• _Your objective_
Quote the listing below in its entirety, omitting every image.

• _Recorded data_
================

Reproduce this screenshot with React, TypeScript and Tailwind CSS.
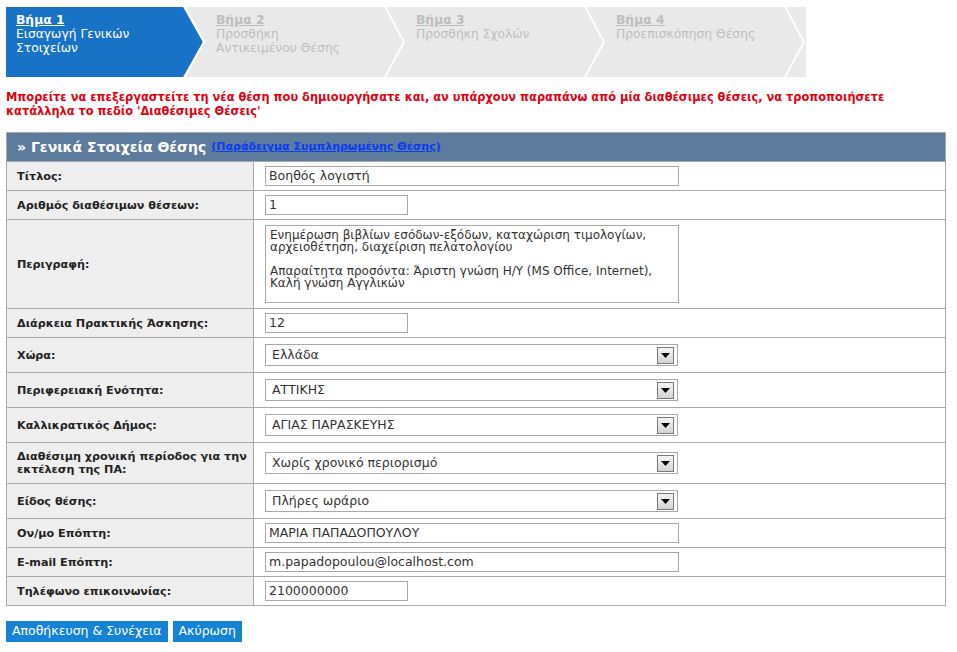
import React from "react";

const font = { fontFamily: '"DejaVu Sans", Verdana, sans-serif' };

const steps = [
  { n: "Βήμα 1", lines: ["Εισαγωγή Γενικών", "Στοιχείων"], active: true },
  { n: "Βήμα 2", lines: ["Προσθήκη", "Αντικειμένου Θέσης"], active: false },
  { n: "Βήμα 3", lines: ["Προσθήκη Σχολών"], active: false },
  { n: "Βήμα 4", lines: ["Προεπισκόπηση Θέσης"], active: false },
];

function StepsBar() {
  return (
    <div className="relative h-[70px] w-[800px]">
      <svg className="absolute inset-0" width="800" height="70" viewBox="0 0 800 70">
        <rect x="0" y="0" width="800" height="70" fill="#e9e9e9" />
        <polygon points="0,0 177,0 197,35 177,70 0,70" fill="#1872c6" />
        {[0, 1, 2, 3].map((k) => (
          <polyline
            key={k}
            points={`${178 + 200 * k},-2 ${198 + 200 * k},35 ${178 + 200 * k},72`}
            fill="none"
            stroke="#ffffff"
            strokeWidth="2"
          />
        ))}
      </svg>
      <div className="relative flex h-full">
        {steps.map((s) => (
          <div
            key={s.n}
            className={`w-[200px] pl-[10px] pt-[6px] text-[12.3px] leading-[14px] ${
              s.active ? "text-white" : "text-[#bdbdbd]"
            }`}
          >
            <div className="font-bold underline">{s.n}</div>
            {s.lines.map((l) => (
              <div key={l}>{l}</div>
            ))}
          </div>
        ))}
      </div>
    </div>
  );
}

function TextInput({ value, w = "w-[414px]" }: { value: string; w?: string }) {
  return (
    <div
      className={`${w} flex h-[20px] items-center border border-[#a9a9a9] bg-white pl-[3px] text-[12.5px] text-[#333]`}
    >
      {value}
    </div>
  );
}

function Select({ value }: { value: string }) {
  return (
    <div className="flex h-[22px] w-[413px] items-center justify-between border border-[#a9a9a9] bg-white pl-[6px] pr-[3px] text-[12.5px] text-[#333]">
      <span>{value}</span>
      <span className="flex h-[17px] w-[17px] items-center justify-center border border-[#7a7a7a] bg-gradient-to-b from-[#f4f4f4] to-[#d4d4d4]">
        <svg width="9" height="5" viewBox="0 0 9 5">
          <polygon points="0,0 9,0 4.5,5" fill="#000" />
        </svg>
      </span>
    </div>
  );
}

type Row = { label: React.ReactNode; h: string; field: React.ReactNode };

const rows: Row[] = [
  { label: "Τίτλος:", h: "h-[29px]", field: <TextInput value="Βοηθός λογιστή" /> },
  { label: "Αριθμός διαθέσιμων θέσεων:", h: "h-[29px]", field: <TextInput value="1" w="w-[143px]" /> },
  {
    label: "Περιγραφή:",
    h: "h-[89px]",
    field: (
      <div className="h-[78px] w-[414px] border border-[#a9a9a9] bg-white px-[4px] pt-[3px] text-[12px] leading-[12px] text-[#333]">
        <div>Ενημέρωση βιβλίων εσόδων-εξόδων, καταχώριση τιμολογίων,</div>
        <div>αρχειοθέτηση, διαχείριση πελατολογίου</div>
        <div className="mt-[12px]">Απαραίτητα προσόντα: Άριστη γνώση Η/Υ (MS Office, Internet),</div>
        <div>Καλή γνώση Αγγλικών</div>
      </div>
    ),
  },
  { label: "Διάρκεια Πρακτικής Άσκησης:", h: "h-[29px]", field: <TextInput value="12" w="w-[143px]" /> },
  { label: "Χώρα:", h: "h-[35px]", field: <Select value="Ελλάδα" /> },
  { label: "Περιφερειακή Ενότητα:", h: "h-[35px]", field: <Select value="ΑΤΤΙΚΗΣ" /> },
  { label: "Καλλικρατικός Δήμος:", h: "h-[35px]", field: <Select value="ΑΓΙΑΣ ΠΑΡΑΣΚΕΥΗΣ" /> },
  {
    label: (
      <>
        Διαθέσιμη χρονική περίοδος για την
        <br />
        εκτέλεση της ΠΑ:
      </>
    ),
    h: "h-[41px]",
    field: <Select value="Χωρίς χρονικό περιορισμό" />,
  },
  { label: "Είδος θέσης:", h: "h-[35px]", field: <Select value="Πλήρες ωράριο" /> },
  { label: "Ον/μο Επόπτη:", h: "h-[29px]", field: <TextInput value="ΜΑΡΙΑ ΠΑΠΑΔΟΠΟΥΛΟΥ" /> },
  { label: "E-mail Επόπτη:", h: "h-[29px]", field: <TextInput value="m.papadopoulou@localhost.com" /> },
  { label: "Τηλέφωνο επικοινωνίας:", h: "h-[29px]", field: <TextInput value="2100000000" w="w-[143px]" /> },
];

export default function App() {
  return (
    <div className="min-h-[652px] bg-white pl-[6px] pt-[7px]" style={font}>
      <StepsBar />

      <p className="mt-[13px] text-[11.4px] font-bold leading-[14px] text-[#e3000f]">
        Μπορείτε να επεξεργαστείτε τη νέα θέση που δημιουργήσατε και, αν υπάρχουν παραπάνω από μία διαθέσιμες θέσεις, να τροποποιήσετε
        <br />
        κατάλληλα το πεδίο 'Διαθέσιμες Θέσεις'
      </p>

      <div className="mt-[14px] w-[940px] border border-[#a9a9a9]">
        <div className="flex h-[28px] items-center bg-[#5d7b9c] pl-[10px]">
          <span className="text-[14px] font-bold text-white">» Γενικά Στοιχεία Θέσης</span>
          <a className="ml-[5px] text-[11px] font-bold text-[#0a3cf0] underline" href="#">
            (Παράδειγμα Συμπληρωμένης Θέσης)
          </a>
        </div>
        {rows.map((r, i) => (
          <div key={i} className={`flex ${r.h} border-t border-[#a9a9a9]`}>
            <div className="flex w-[247px] items-center border-r border-[#a9a9a9] bg-[#eeeeee] pl-[10px] text-[11.2px] font-bold leading-[13px] text-[#222]">
              <span>{r.label}</span>
            </div>
            <div className="flex flex-1 items-center pl-[11px]">{r.field}</div>
          </div>
        ))}
      </div>

      <div className="mt-[15px] flex gap-[5px]">
        <button className="h-[21px] bg-[#1682d4] px-[6px] text-[12.5px] text-white">Αποθήκευση &amp; Συνέχεια</button>
        <button className="h-[21px] bg-[#1682d4] px-[6px] text-[12.5px] text-white">Ακύρωση</button>
      </div>
    </div>
  );
}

================

• _Exercise answer_
Reproduce this screenshot with React, TypeScript and Tailwind CSS.
import React from "react";

const font = { fontFamily: '"DejaVu Sans", Verdana, sans-serif' };

const steps = [
  { n: "Βήμα 1", lines: ["Εισαγωγή Γενικών", "Στοιχείων"], active: true },
  { n: "Βήμα 2", lines: ["Προσθήκη", "Αντικειμένου Θέσης"], active: false },
  { n: "Βήμα 3", lines: ["Προσθήκη Σχολών"], active: false },
  { n: "Βήμα 4", lines: ["Προεπισκόπηση Θέσης"], active: false },
];

function StepsBar() {
  return (
    <div className="relative h-[70px] w-[800px]">
      <svg className="absolute inset-0" width="800" height="70" viewBox="0 0 800 70">
        <rect x="0" y="0" width="800" height="70" fill="#e9e9e9" />
        <polygon points="0,0 177,0 197,35 177,70 0,70" fill="#1872c6" />
        {[0, 1, 2, 3].map((k) => (
          <polyline
            key={k}
            points={`${178 + 200 * k},-2 ${198 + 200 * k},35 ${178 + 200 * k},72`}
            fill="none"
            stroke="#ffffff"
            strokeWidth="2"
          />
        ))}
      </svg>
      <div className="relative flex h-full">
        {steps.map((s) => (
          <div
            key={s.n}
            className={`w-[200px] pl-[10px] pt-[6px] text-[12.3px] leading-[14px] ${
              s.active ? "text-white" : "text-[#bdbdbd]"
            }`}
          >
            <div className="font-bold underline">{s.n}</div>
            {s.lines.map((l) => (
              <div key={l}>{l}</div>
            ))}
          </div>
        ))}
      </div>
    </div>
  );
}

function TextInput({ value, w = "w-[414px]" }: { value: string; w?: string }) {
  return (
    <div
      className={`${w} flex h-[20px] items-center border border-[#a9a9a9] bg-white pl-[3px] text-[12.5px] text-[#333]`}
    >
      {value}
    </div>
  );
}

function Select({ value }: { value: string }) {
  return (
    <div className="flex h-[22px] w-[413px] items-center justify-between border border-[#a9a9a9] bg-white pl-[6px] pr-[3px] text-[12.5px] text-[#333]">
      <span>{value}</span>
      <span className="flex h-[17px] w-[17px] items-center justify-center border border-[#7a7a7a] bg-gradient-to-b from-[#f4f4f4] to-[#d4d4d4]">
        <svg width="9" height="5" viewBox="0 0 9 5">
          <polygon points="0,0 9,0 4.5,5" fill="#000" />
        </svg>
      </span>
    </div>
  );
}

type Row = { label: React.ReactNode; h: string; field: React.ReactNode };

const rows: Row[] = [
  { label: "Τίτλος:", h: "h-[29px]", field: <TextInput value="Βοηθός λογιστή" /> },
  { label: "Αριθμός διαθέσιμων θέσεων:", h: "h-[29px]", field: <TextInput value="1" w="w-[143px]" /> },
  {
    label: "Περιγραφή:",
    h: "h-[89px]",
    field: (
      <div className="h-[78px] w-[414px] border border-[#a9a9a9] bg-white px-[4px] pt-[3px] text-[12px] leading-[12px] text-[#333]">
        <div>Ενημέρωση βιβλίων εσόδων-εξόδων, καταχώριση τιμολογίων,</div>
        <div>αρχειοθέτηση, διαχείριση πελατολογίου</div>
        <div className="mt-[12px]">Απαραίτητα προσόντα: Άριστη γνώση Η/Υ (MS Office, Internet),</div>
        <div>Καλή γνώση Αγγλικών</div>
      </div>
    ),
  },
  { label: "Διάρκεια Πρακτικής Άσκησης:", h: "h-[29px]", field: <TextInput value="12" w="w-[143px]" /> },
  { label: "Χώρα:", h: "h-[35px]", field: <Select value="Ελλάδα" /> },
  { label: "Περιφερειακή Ενότητα:", h: "h-[35px]", field: <Select value="ΑΤΤΙΚΗΣ" /> },
  { label: "Καλλικρατικός Δήμος:", h: "h-[35px]", field: <Select value="ΑΓΙΑΣ ΠΑΡΑΣΚΕΥΗΣ" /> },
  {
    label: (
      <>
        Διαθέσιμη χρονική περίοδος για την
        <br />
        εκτέλεση της ΠΑ:
      </>
    ),
    h: "h-[41px]",
    field: <Select value="Χωρίς χρονικό περιορισμό" />,
  },
  { label: "Είδος θέσης:", h: "h-[35px]", field: <Select value="Πλήρες ωράριο" /> },
  { label: "Ον/μο Επόπτη:", h: "h-[29px]", field: <TextInput value="ΜΑΡΙΑ ΠΑΠΑΔΟΠΟΥΛΟΥ" /> },
  { label: "E-mail Επόπτη:", h: "h-[29px]", field: <TextInput value="m.papadopoulou@localhost.com" /> },
  { label: "Τηλέφωνο επικοινωνίας:", h: "h-[29px]", field: <TextInput value="2100000000" w="w-[143px]" /> },
];

export default function App() {
  return (
    <div className="min-h-[652px] bg-white pl-[6px] pt-[7px]" style={font}>
      <StepsBar />

      <p className="mt-[13px] text-[11.4px] font-bold leading-[14px] text-[#e3000f]">
        Μπορείτε να επεξεργαστείτε τη νέα θέση που δημιουργήσατε και, αν υπάρχουν παραπάνω από μία διαθέσιμες θέσεις, να τροποποιήσετε
        <br />
        κατάλληλα το πεδίο 'Διαθέσιμες Θέσεις'
      </p>

      <div className="mt-[14px] w-[940px] border border-[#a9a9a9]">
        <div className="flex h-[28px] items-center bg-[#5d7b9c] pl-[10px]">
          <span className="text-[14px] font-bold text-white">» Γενικά Στοιχεία Θέσης</span>
          <a className="ml-[5px] text-[11px] font-bold text-[#0a3cf0] underline" href="#">
            (Παράδειγμα Συμπληρωμένης Θέσης)
          </a>
        </div>
        {rows.map((r, i) => (
          <div key={i} className={`flex ${r.h} border-t border-[#a9a9a9]`}>
            <div className="flex w-[247px] items-center border-r border-[#a9a9a9] bg-[#eeeeee] pl-[10px] text-[11.2px] font-bold leading-[13px] text-[#222]">
              <span>{r.label}</span>
            </div>
            <div className="flex flex-1 items-center pl-[11px]">{r.field}</div>
          </div>
        ))}
      </div>

      <div className="mt-[15px] flex gap-[5px]">
        <button className="h-[21px] bg-[#1682d4] px-[6px] text-[12.5px] text-white">Αποθήκευση &amp; Συνέχεια</button>
        <button className="h-[21px] bg-[#1682d4] px-[6px] text-[12.5px] text-white">Ακύρωση</button>
      </div>
    </div>
  );
}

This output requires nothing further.